_The exercise_
Extract the full listing verbatim and drop any pictures from your copy.
-------
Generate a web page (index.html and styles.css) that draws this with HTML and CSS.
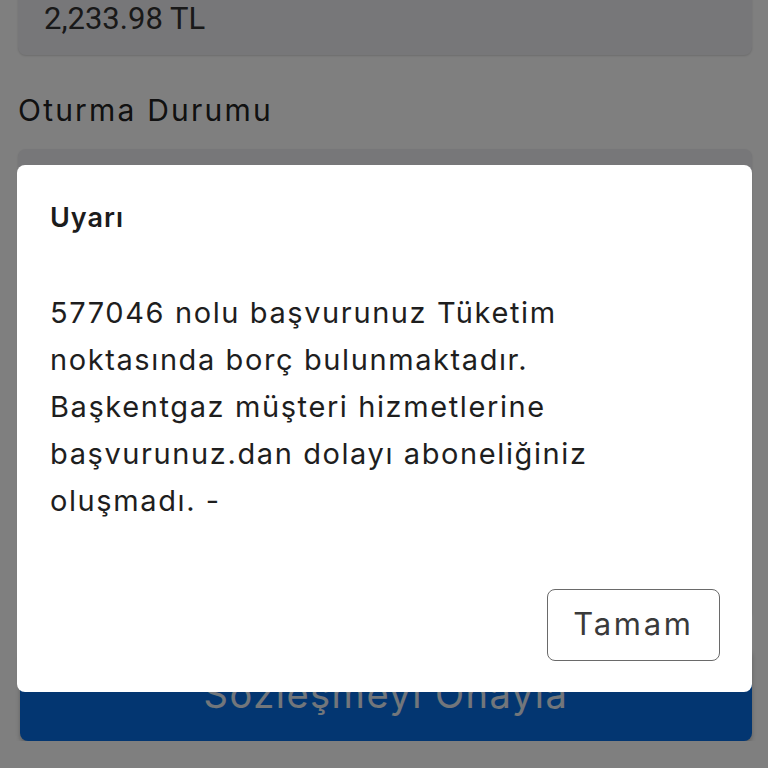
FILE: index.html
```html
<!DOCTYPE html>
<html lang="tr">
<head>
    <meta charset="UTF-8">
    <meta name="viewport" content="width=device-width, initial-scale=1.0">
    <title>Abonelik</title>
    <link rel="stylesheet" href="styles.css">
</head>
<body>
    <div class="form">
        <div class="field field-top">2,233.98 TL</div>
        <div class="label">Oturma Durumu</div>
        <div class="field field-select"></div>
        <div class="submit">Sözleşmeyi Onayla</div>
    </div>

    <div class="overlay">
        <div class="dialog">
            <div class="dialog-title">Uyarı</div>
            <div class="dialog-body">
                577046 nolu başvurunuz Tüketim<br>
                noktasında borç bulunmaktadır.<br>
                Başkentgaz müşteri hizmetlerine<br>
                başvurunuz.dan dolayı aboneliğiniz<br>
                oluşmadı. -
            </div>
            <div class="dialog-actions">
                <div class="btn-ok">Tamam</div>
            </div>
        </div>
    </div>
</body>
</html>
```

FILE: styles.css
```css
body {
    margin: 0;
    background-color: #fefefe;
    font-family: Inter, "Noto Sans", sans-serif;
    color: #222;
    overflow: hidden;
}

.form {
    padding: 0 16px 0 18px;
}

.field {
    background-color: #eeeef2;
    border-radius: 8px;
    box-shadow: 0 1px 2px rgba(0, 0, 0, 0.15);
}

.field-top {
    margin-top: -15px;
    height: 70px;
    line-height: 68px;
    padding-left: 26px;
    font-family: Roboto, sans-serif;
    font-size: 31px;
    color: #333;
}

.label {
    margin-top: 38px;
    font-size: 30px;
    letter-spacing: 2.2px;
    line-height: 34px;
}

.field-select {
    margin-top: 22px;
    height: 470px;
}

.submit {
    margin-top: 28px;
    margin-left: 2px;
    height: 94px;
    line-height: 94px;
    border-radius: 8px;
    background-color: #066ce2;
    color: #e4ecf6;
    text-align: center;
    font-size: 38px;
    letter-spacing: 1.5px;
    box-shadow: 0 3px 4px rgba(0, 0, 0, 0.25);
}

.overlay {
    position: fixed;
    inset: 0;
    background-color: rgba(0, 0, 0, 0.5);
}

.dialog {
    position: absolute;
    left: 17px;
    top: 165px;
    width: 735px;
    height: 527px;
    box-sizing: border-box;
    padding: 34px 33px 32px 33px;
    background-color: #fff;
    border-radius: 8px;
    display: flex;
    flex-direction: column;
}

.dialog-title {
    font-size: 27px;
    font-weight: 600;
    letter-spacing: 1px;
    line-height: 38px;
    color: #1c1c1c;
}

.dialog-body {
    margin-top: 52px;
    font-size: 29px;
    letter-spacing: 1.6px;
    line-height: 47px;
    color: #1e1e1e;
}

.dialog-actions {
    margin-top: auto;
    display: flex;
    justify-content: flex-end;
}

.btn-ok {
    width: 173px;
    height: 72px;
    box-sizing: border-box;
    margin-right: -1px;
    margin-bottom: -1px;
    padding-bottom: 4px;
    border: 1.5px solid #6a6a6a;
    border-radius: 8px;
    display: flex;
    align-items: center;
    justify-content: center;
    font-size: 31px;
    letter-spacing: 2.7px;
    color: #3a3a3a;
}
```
-------
_Expected answer_
Generate a web page (index.html and styles.css) that draws this with HTML and CSS.
FILE: index.html
```html
<!DOCTYPE html>
<html lang="tr">
<head>
    <meta charset="UTF-8">
    <meta name="viewport" content="width=device-width, initial-scale=1.0">
    <title>Abonelik</title>
    <link rel="stylesheet" href="styles.css">
</head>
<body>
    <div class="form">
        <div class="field field-top">2,233.98 TL</div>
        <div class="label">Oturma Durumu</div>
        <div class="field field-select"></div>
        <div class="submit">Sözleşmeyi Onayla</div>
    </div>

    <div class="overlay">
        <div class="dialog">
            <div class="dialog-title">Uyarı</div>
            <div class="dialog-body">
                577046 nolu başvurunuz Tüketim<br>
                noktasında borç bulunmaktadır.<br>
                Başkentgaz müşteri hizmetlerine<br>
                başvurunuz.dan dolayı aboneliğiniz<br>
                oluşmadı. -
            </div>
            <div class="dialog-actions">
                <div class="btn-ok">Tamam</div>
            </div>
        </div>
    </div>
</body>
</html>
```

FILE: styles.css
```css
body {
    margin: 0;
    background-color: #fefefe;
    font-family: Inter, "Noto Sans", sans-serif;
    color: #222;
    overflow: hidden;
}

.form {
    padding: 0 16px 0 18px;
}

.field {
    background-color: #eeeef2;
    border-radius: 8px;
    box-shadow: 0 1px 2px rgba(0, 0, 0, 0.15);
}

.field-top {
    margin-top: -15px;
    height: 70px;
    line-height: 68px;
    padding-left: 26px;
    font-family: Roboto, sans-serif;
    font-size: 31px;
    color: #333;
}

.label {
    margin-top: 38px;
    font-size: 30px;
    letter-spacing: 2.2px;
    line-height: 34px;
}

.field-select {
    margin-top: 22px;
    height: 470px;
}

.submit {
    margin-top: 28px;
    margin-left: 2px;
    height: 94px;
    line-height: 94px;
    border-radius: 8px;
    background-color: #066ce2;
    color: #e4ecf6;
    text-align: center;
    font-size: 38px;
    letter-spacing: 1.5px;
    box-shadow: 0 3px 4px rgba(0, 0, 0, 0.25);
}

.overlay {
    position: fixed;
    inset: 0;
    background-color: rgba(0, 0, 0, 0.5);
}

.dialog {
    position: absolute;
    left: 17px;
    top: 165px;
    width: 735px;
    height: 527px;
    box-sizing: border-box;
    padding: 34px 33px 32px 33px;
    background-color: #fff;
    border-radius: 8px;
    display: flex;
    flex-direction: column;
}

.dialog-title {
    font-size: 27px;
    font-weight: 600;
    letter-spacing: 1px;
    line-height: 38px;
    color: #1c1c1c;
}

.dialog-body {
    margin-top: 52px;
    font-size: 29px;
    letter-spacing: 1.6px;
    line-height: 47px;
    color: #1e1e1e;
}

.dialog-actions {
    margin-top: auto;
    display: flex;
    justify-content: flex-end;
}

.btn-ok {
    width: 173px;
    height: 72px;
    box-sizing: border-box;
    margin-right: -1px;
    margin-bottom: -1px;
    padding-bottom: 4px;
    border: 1.5px solid #6a6a6a;
    border-radius: 8px;
    display: flex;
    align-items: center;
    justify-content: center;
    font-size: 31px;
    letter-spacing: 2.7px;
    color: #3a3a3a;
}
```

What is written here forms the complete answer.